A Crise Moral das Universidades
Mesmo aqueles que torcem o nariz para Trump e veem nele a materialização de uma das tríade demoníaca, devem, em nome da honestidade, admitir: as universidades americanas estão em crise. Não é só Harvard. É Columbia, Princeton, Yale. É o culto à ideologia acima da razão, a tolerância com o intolerável, a confusão entre liberdade de expressão e apologia à violência.
Quando uma presidente de universidade hesita em condenar chamados ao genocídio, quando políticas de admissão sacrificam o mérito no altar da diversidade, quando campi se tornam palcos de ódio disfarçado de ativismo, algo está fora de ordem.
Trump, em seu oportunismo sinaliza uma indignação, se genuína ou dissimula, viu uma chance para se passar por agente do bem.

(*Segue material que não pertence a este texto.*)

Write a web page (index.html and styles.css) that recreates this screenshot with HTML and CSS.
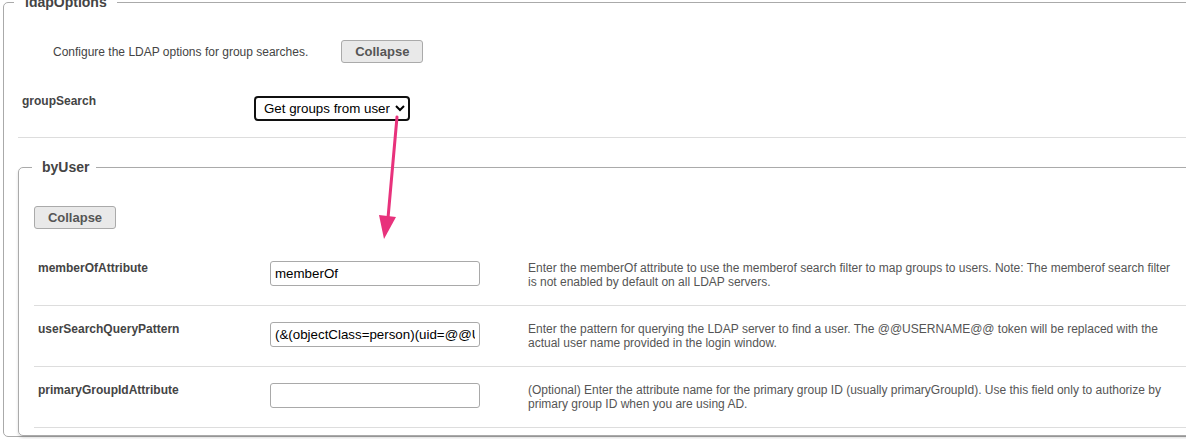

Ao atacar Harvard, ele não apenas acerta contas com uma elite que o despreza — ele mobiliza milhões de americanos que se sentem traídos por instituições que deveriam representar o melhor do país.
Congelar US$ 2,2 bilhões em fundos federais? Exigir auditorias e vigilância? São medidas autoritárias, sem dúvida. Mas elas encontram eco porque Harvard, com sua arrogância olímpica, falhou em se defender.
Redenção
No fim, o que Trump quer é mais que uma reforma — é uma rendição. Ele quer Harvard de joelhos, renunciando ao DEI, punindo manifestantes, alinhando-se aos “valores americanos” (leia-se: os valores de Trump). É um ultimato que Harvard, com razão, rejeita, invocando a Primeira Emenda e a autonomia acadêmica. Mas a universidade não pode se esconder atrás de princípios enquanto ignora suas falhas. O antissemitismo nos campi é real. A erosão do mérito é real. A desconexão com o americano comum é real.
Harvard se perdeu em sua própria soberba, achando que o mundo gira em torno de Cambridge. As universidades de um modo geral, que trocaram a busca pela verdade por uma pantomima ideológica. Trump pode ser o mensageiro errado, mas a mensagem não é de todo falsa. Harvard precisa se olhar no espelho. Não para ceder a Trump, mas para salvar a si mesma.